Nostalgia! Déjà vu. Hindsight. Thoughts of the good old days, yearning for yesteryear. Wondering “Where are they now?” as we recall pals from way back when.

In an area daily I read of people’s recollections, as submitted to the editor who presents a front page column every day. They talk about businesses, the old peddler, buildings and events and customs from a generation or two or three ago. They also talk of current happenings, oddities, wildlife sightings.

Recently a Port Allegany area native shared some of his recollections there, and a certain angst. He lamented that Port Allegany has lost many landmarks, and spoke of rumors concerning one of those losses.

I have to disagree with some assertions made by my illustrious relative and distinguished Port Allegany expat in his recent contribution to that column in the area daily.

Yes, some of us regret that we no longer have a primary care hospital in Port Allegany. But the current use of the former hospital building can scarcely be summed up as a treatment center for “druggies.”

That’s not a term I would use to characterize the persons who are at Maple Manor for prescribed periods of residential treatment of their alcohol and drug abuse disorders. It seems to me to be on a par with terms most of us would not apply to persons with learning disabilities, or persons with non-standard sexual preference, or African-Americans or Jews or Italians or Hispanics or…

How did Maple Manor come to be in Port Allegany? CEMP (Cameron-Elk-McKean-Potter) Alcohol and Drug Services offices used to be upstairs in the old theater building, in the early-to-mid 1970s. A few years later the roof leaked and the agency needed more space. The offices were relocated to the former Coudersport Hospital building, where the residential treatment component, Maple Manor, occupied a number of rooms in that facility. I was there every Thursday for months, setting up a filing system. There might have been one computer in there somewhere, but patient files were paper only.

The location was why it was called Maple Manor—Maple Avenue. CEMP became CEM when Potter County dropped out of the joinder.

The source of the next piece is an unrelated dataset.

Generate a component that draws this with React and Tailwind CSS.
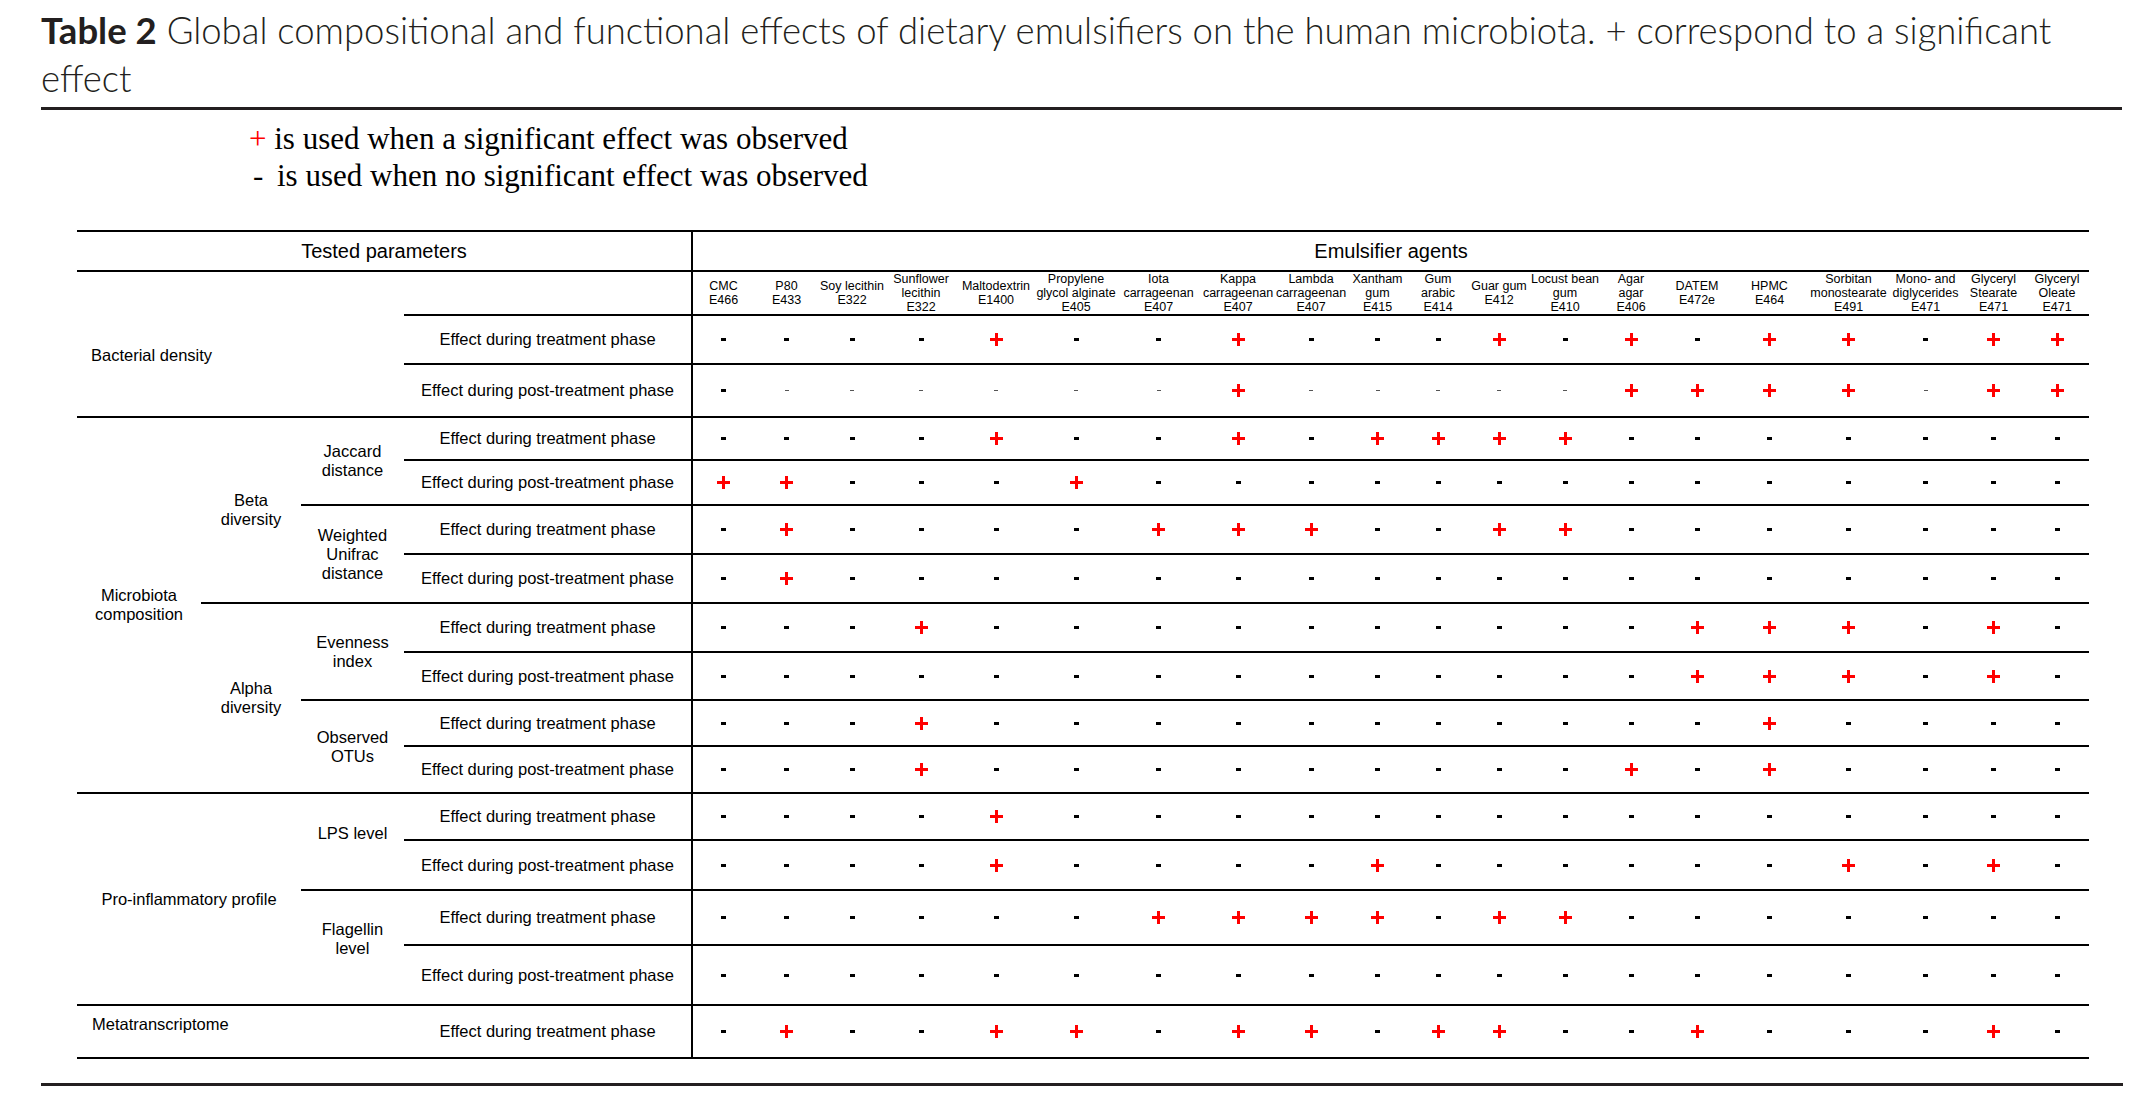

Maple Manor came to Port Allegany and occupied a wing of what had been Port Allegany Community Hospital; the former hospital was converted yet again, this time to an assisted living place.

Alcohol and Drug Abuse Services (ADAS) now operates Maple Manor. ADAS is a nonprofit corporation and contracts with a number of government entities and school systems to provide its services.

Persons with alcohol and other drug dependencies who are receiving treatment at Maple Manor can be said to be “recovering.” The hope is that they can continue in recovery mode, clean and sober, after they have completed their time in the Manor. Some will make it, some will not. I know a good many Maple Manor alums who have, and some who have lost their sobriety. Their chances were much improved by the support they received at the Manor, and by out-patient counseling and continued participation in AA and NA.

Another mention was made of “druggies,” in the reminiscences the aforementioned former Port Alleganian shared in that area daily front page column. He said that rumor had it that druggies burned down the Wrights Round Barn.

The story of that fire is a sad one, and it includes some ironies, but I do not believe there exists a scrap of evidence that “druggies” caused the blaze. I did not hear such a rumor then, nor have I since.

As for the former hospital building, as we know, it houses physicians’ offices, other health services and a fitness center. (If any of the patients are overweight, would the former area resident refer to them as fatties? If any are out of shape, shall we call them flabbies?)

There was a rumor that the owner, Charles Cole Memorial Hospital, was going to expand the former hospital building to provide space for more services. I heard this from a physical therapy patient who heard it from a staffer.

When I asked a public information person at CCMH, she told me that she could provide no news about the expansion. The funding is not yet in hand. When there is news of an expansion she will let me know.

I take that to mean that there has been discussion of an expansion, and some planning has been done, but plans have been suspended until funding has been found or arranged. CCMH has not abandoned the idea.

An old friend from school days e-mailed, reminiscing about musicians he remembers from high school. Sam Mole Jr. was one—a fine trumpet player. “Fuzzy” heard that Sammy played at a reunion of the Class of 1957, and someone may have captured a video of that. I don’t know which reunion that would have been, but if anyone out there knows of such a video, we would like to hear about it.

Fuzzy also mentioned Bob Rialti and Joel Anderson as excellent musicians. Hear, hear! The recent Moments to Remember had some music and some musicians from the 1950s, didn’t it!